My husband takes apart the door knob, breaking it in the process (nothing is ever done simply in our house), thus producing a slightly pale, but very happy three year old. That door sported a yellow barricade on it that reminds one of a police crime scene in progress.
So I'm grateful for the new door knob, but not the leftover popcorn that now adorns every square inch of floor space on the north side of the house. Nadia was offered the lucky task of vacuuming it up yesterday, but it's back today again. I cannot wait to see her eyeballs roll when she sees this. Let's not mention how six people have been reduced to using just one bathroom; Julian's. Okay, it's not pretty, but we have no choice.
God, he is such a little dictator with his bathroom too. He's been running around since yesterday afternoon dictating policy on who cleans what in his bathroom if everyone is going to have to use it. He sounds more and more like is father everyday. The girls have to keep the countertop and mirror cleaned, I have to mop and sweep, and dad has to make sure the tub is clean. And NO ONE is to touch his "special" brown towels in his bathroom closet. Those are his special towels and he doesn't want them messed up with girl stuf,f or my husbands leftover razor stubble from the mornings shave.
What have I raised!
So I sit here with my ears stuffed with cottonballs because the mixer is so loud and Nia has her computer game volume turned on so loud that China is now rocking out to her dress up game program. I don't really care about either for the moment. I just want my bathrooms back looking somewhat inhabitable without little white foosies falling on our heads giving us the appearance of a some mysterious and exotic mushrooms growing on our heads.
I have just been informed that it will take at least one more day to do the ceilings. Julian is not going to be happy.

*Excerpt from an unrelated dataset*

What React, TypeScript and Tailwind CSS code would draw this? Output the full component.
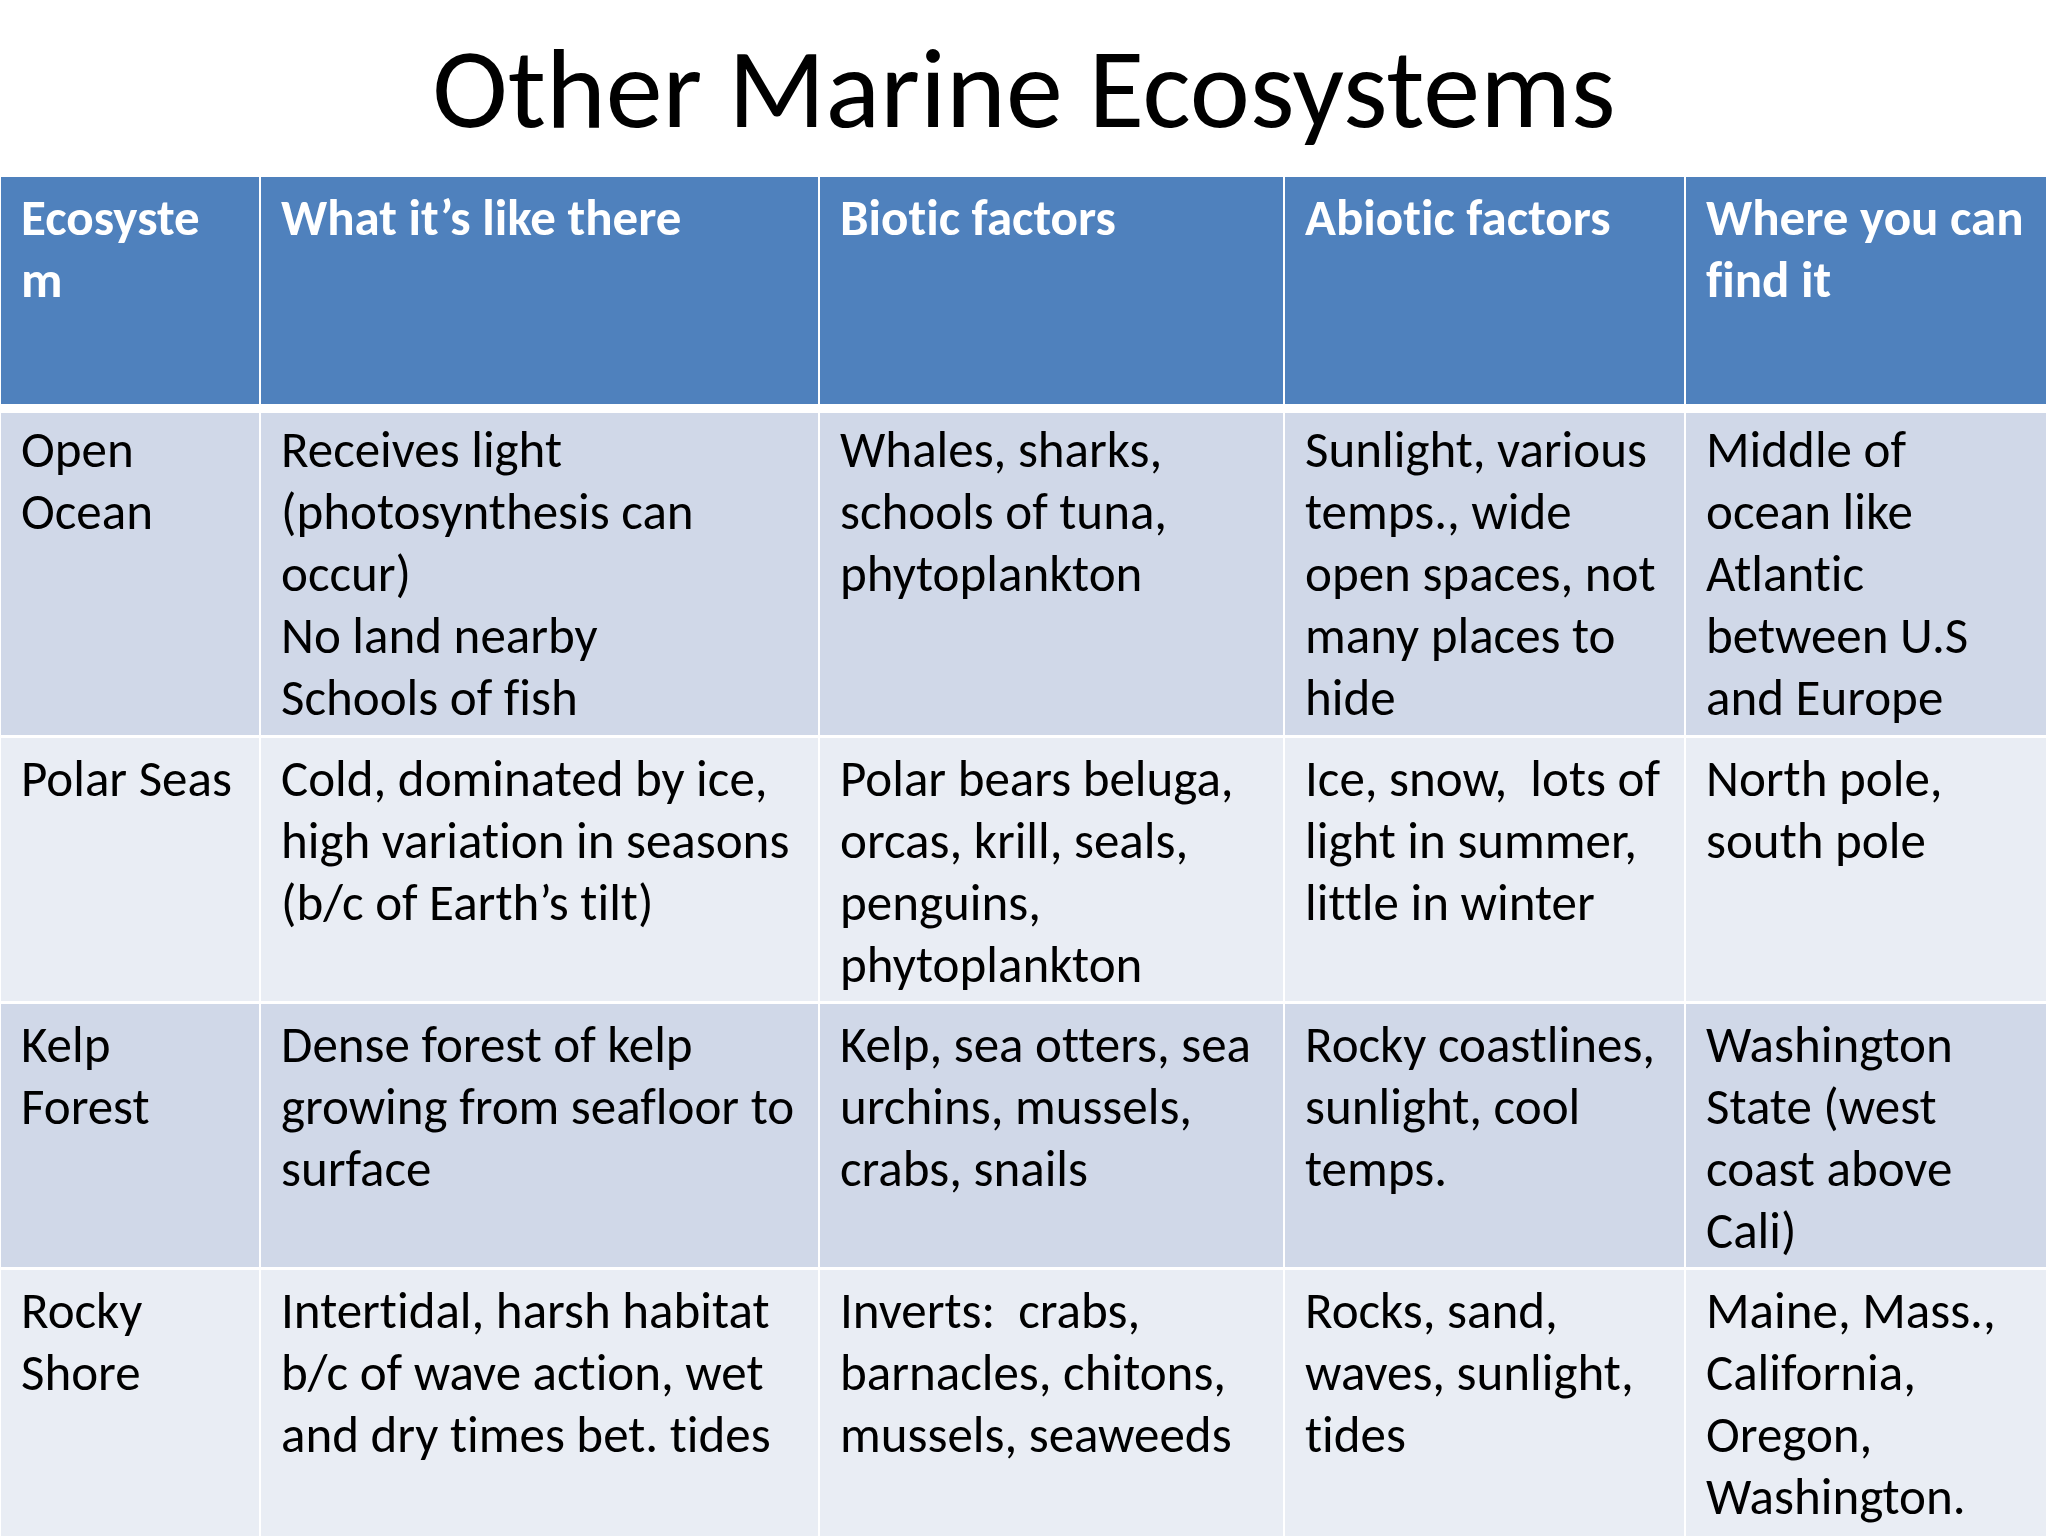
import React from "react";

const header = [
  ["Ecosyste", "m"],
  ["What it’s like there"],
  ["Biotic factors"],
  ["Abiotic factors"],
  ["Where you can", "find it"],
];

const rows: string[][][] = [
  [
    ["Open", "Ocean"],
    ["Receives light", "(photosynthesis can", "occur)", "No land nearby", "Schools of fish"],
    ["Whales, sharks,", "schools of tuna,", "phytoplankton"],
    ["Sunlight, various", "temps., wide", "open spaces, not", "many places to", "hide"],
    ["Middle of", "ocean like", "Atlantic", "between U.S", "and Europe"],
  ],
  [
    ["Polar Seas"],
    ["Cold, dominated by ice,", "high variation in seasons", "(b/c of Earth’s tilt)"],
    ["Polar bears beluga,", "orcas, krill, seals,", "penguins,", "phytoplankton"],
    ["Ice, snow,  lots of", "light in summer,", "little in winter"],
    ["North pole,", "south pole"],
  ],
  [
    ["Kelp", "Forest"],
    ["Dense forest of kelp", "growing from seafloor to", "surface"],
    ["Kelp, sea otters, sea", "urchins, mussels,", "crabs, snails"],
    ["Rocky coastlines,", "sunlight, cool", "temps."],
    ["Washington", "State (west", "coast above", "Cali)"],
  ],
  [
    ["Rocky", "Shore"],
    ["Intertidal, harsh habitat", "b/c of wave action, wet", "and dry times bet. tides"],
    ["Inverts:  crabs,", "barnacles, chitons,", "mussels, seaweeds"],
    ["Rocks, sand,", "waves, sunlight,", "tides"],
    ["Maine, Mass.,", "California,", "Oregon,", "Washington."],
  ],
];

const rowCls = [
  "h-[322px] bg-[#d0d8e8] pt-[6px]",
  "h-[263px] bg-[#e9edf4] pt-[10px]",
  "h-[263px] bg-[#d0d8e8] pt-[10px]",
  "h-[266px] bg-[#e9edf4] pt-[10px]",
];

function Lines({ lines }: { lines: string[] }) {
  return (
    <>
      {lines.map((l, i) => (
        <div key={i} className="whitespace-pre">
          {l}
        </div>
      ))}
    </>
  );
}

export default function App() {
  return (
    <div
      className="w-[2048px] h-[1536px] overflow-hidden bg-white text-black [font-variant-ligatures:none]"
      style={{ fontFamily: "Carlito, Calibri, Lato, sans-serif" }}
    >
      <div className="h-[177px] flex items-start justify-center">
        <h1 className="text-[114px] leading-[1] mt-[31px] font-normal">Other Marine Ecosystems</h1>
      </div>
      <div className="pl-[1px] pr-[2px]">
        <div className="grid grid-cols-[258px_557px_463px_399px_360px] gap-x-[2px]">
          {header.map((h, i) => (
            <div
              key={i}
              className="h-[227px] bg-[#4f81bd] text-white font-bold text-[51px] leading-[62px] px-[20px] pt-[10px]"
            >
              <Lines lines={h} />
            </div>
          ))}
        </div>
        <div className="h-[9px]" />
        <div className="flex flex-col gap-y-[3px]">
          {rows.map((r, ri) => (
            <div key={ri} className="grid grid-cols-[258px_557px_463px_399px_360px] gap-x-[2px]">
              {r.map((c, ci) => (
                <div
                  key={ci}
                  className={`${rowCls[ri]} text-[51px] leading-[62px] px-[20px]`}
                >
                  <Lines lines={c} />
                </div>
              ))}
            </div>
          ))}
        </div>
      </div>
    </div>
  );
}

I've also been told that I will have to paint it once it's done; this guy doesn't do painting.
I have now added painting the bathroom of my ever growing to-do list of:
- starting a new business
- coordinating a yard sale with three years of stuff to get rid of
- creatively restructuring our budget so that we can even live in this place
- designing and making raised bed gardens from scratch
- teaching everyone how to garden without killing the food we need to eat this summer
- how to keep curtains on the wall without Nia thinking they are vines to swing from
- how to fill the holes she left after she pulled the last curtain rod out of the wall
- how to fill the hole she left in another door after climbing to get her Valentines candy
- making my husbands new website and his blog and keeping up with my blog
- monitoring all my kids science projects which now encompass three rooms of the house
The question is: what color should I pick?